An old king unwisely decides to divide his kingdom among his three daughters based on whose declaration of love flatters him the most. The youngest, his favourite, refuses to play along and is disinherited. Thus begins King Lear, one of William Shakespeare’s greatest tragedies. As Lear comes to terms with the consequences of his actions and slowly goes mad, he learns that one must judge people by their actions and not their words. The play, of course, is much more than just the story of resentful, ungrateful children and foolish, overbearing patriarchs, and explores the larger themes of power, sanity, justice, cruelty and suffering.
Even if you have not read the original, you will enjoy Taneja’s angry, brilliant rendition of it. It features a billionaire family, is set in the India of 2012, and told from the perspectives of the so-called villains: the two wicked daughters, who, in Shakespeare’s play, drive the old King mad by throwing him out on the streets.
Devraj Bapuji, the former prince of Napurthala and founder of the largest business empire in India, is already somewhat mad with power when the novel begins. He rules over his family and business like a true despot: entertaining a hundred handpicked protégés at lavish Tuesday Parties at his palatial farmhouse, giving pompous speeches, pummeling servants when irritated, and teasing his family with juvenile mind games that feed his God Complex when not lacerating them with his ‘rakshas’ temper.
The novel, divided into five parts, is told from the point of view of the novel’s younger generation: Devraj’s three daughters – Gargi, Radha and Sita – and the two sons of his right-hand man, Ranjit: Jeet and the illegitimate son, Jivan. Devraj’s mad ramblings and reminiscences are interjected randomly throughout the five narratives though they begin to make more sense as the story races towards its predestined ghastly end.
The narrative remains faithful to the original play’s twists and turns, and recreates them organically in our ruthless, violent world. But it is the way Taneja imagines these characters (especially the daughters) and makes them familiar and relatable that turns the original on its head, without changing a single detail of the basic story.
When a young Gargi Devraj wonders why her father’s friends keep accidentally “brushing her here, or there” (Is it because their arms are “so much longer than women’s they have to”), her sister (who understands they’ve lost the lottery of gender and that her angelic beauty is her currency in this world) laughs and laughs till she cries and tells her “it’s because they can.”
Halfway through Preti Taneja’s book, Gargi Devraj Grover, 33, most obedient daughter and wife, talented, conscientious, childless, successfully shouldering the charade of a marriage she was bartered into at 18, and utterly starved of affection, has her own Time’s Up moment. Tired of collecting dead peacocks her megalomaniac father has been massacring at their farmhouse in another of his famous tantrums, and worried sick about her headstrong youngest sister who has walked out on him, she decides to stop being a bechari and give it back to him. Or as chauvinists would say, she becomes a bitch.

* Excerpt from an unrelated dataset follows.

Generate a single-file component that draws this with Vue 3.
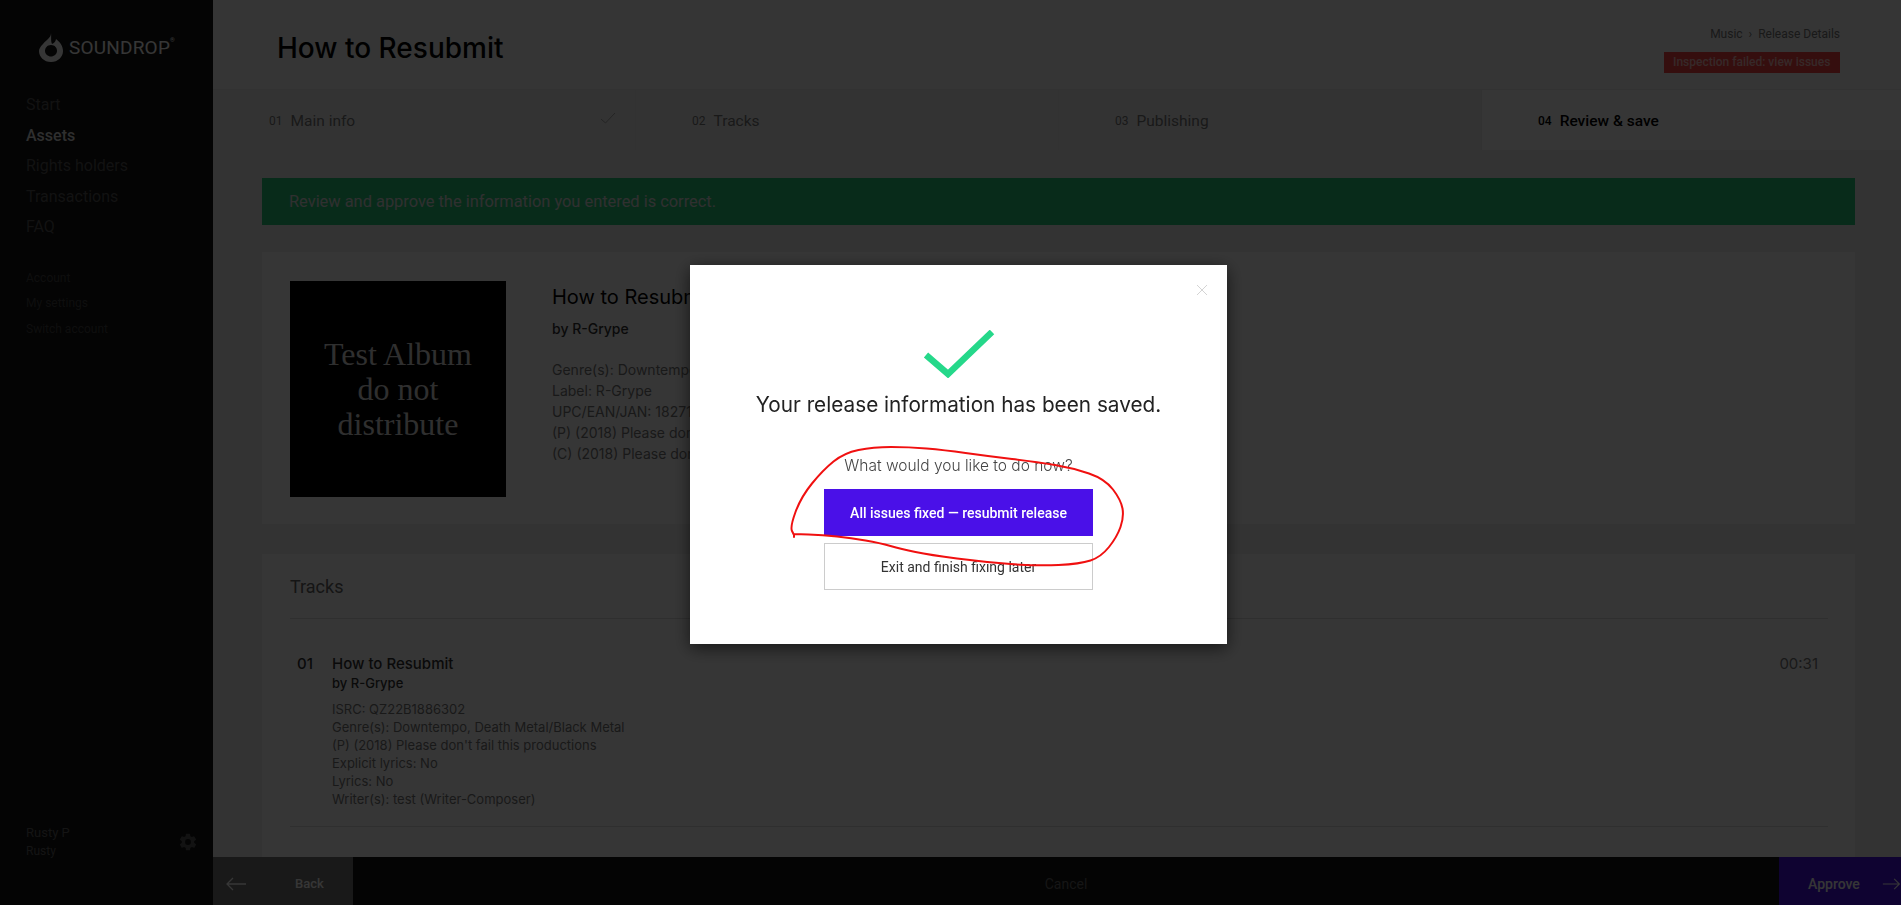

Like the play, Taneja’s novel starts with the return of the illegitimate son. Jivan Singh returns to Delhi from America after 15 years to find that the city of his childhood has grown exponentially, with high rises, swanky malls, flyovers and the metro, and that the rich here are above the law. That is the side he wants to be on.
Quick to unlearn his American way of life, he becomes an amoral agent of fate, a sort of detonator to the discontent and unhappiness in the lives of Devraj’s elder daughters.
The novel is also a critique of contemporary India’s deep-rooted corruption, vast inequalities of wealth, social apathy, misogyny, and communalism. When Devraj begins to go mad (or madder), he does not go it alone. Through his fake anticorruption campaign, he takes the country with him as the narrative moves from Delhi to Amritsar and then to Kashmir. The original may have been written in 1606 and set in an England of an unspecified era, but it fits our times perfectly.
Taneja’s writing is fresh and lively and includes a generous bit of Hinglish. She takes the reader into the minds of each character – whether it is Jivan secretly grieving for his dead mother or a coked-up Radha trying to keep her grip on what’s happening around her – even as the narrative swirls back and forth from the continuous flow of their thoughts to the action taking place in the world around them.
At times, the need to stay true to the source material (and its vicious cruelty and absurdity) makes certain character developments and miscommunications seem forced.Still, because We That Are Young is set so close to home and offers no redemption, it is almost more disturbing than the original.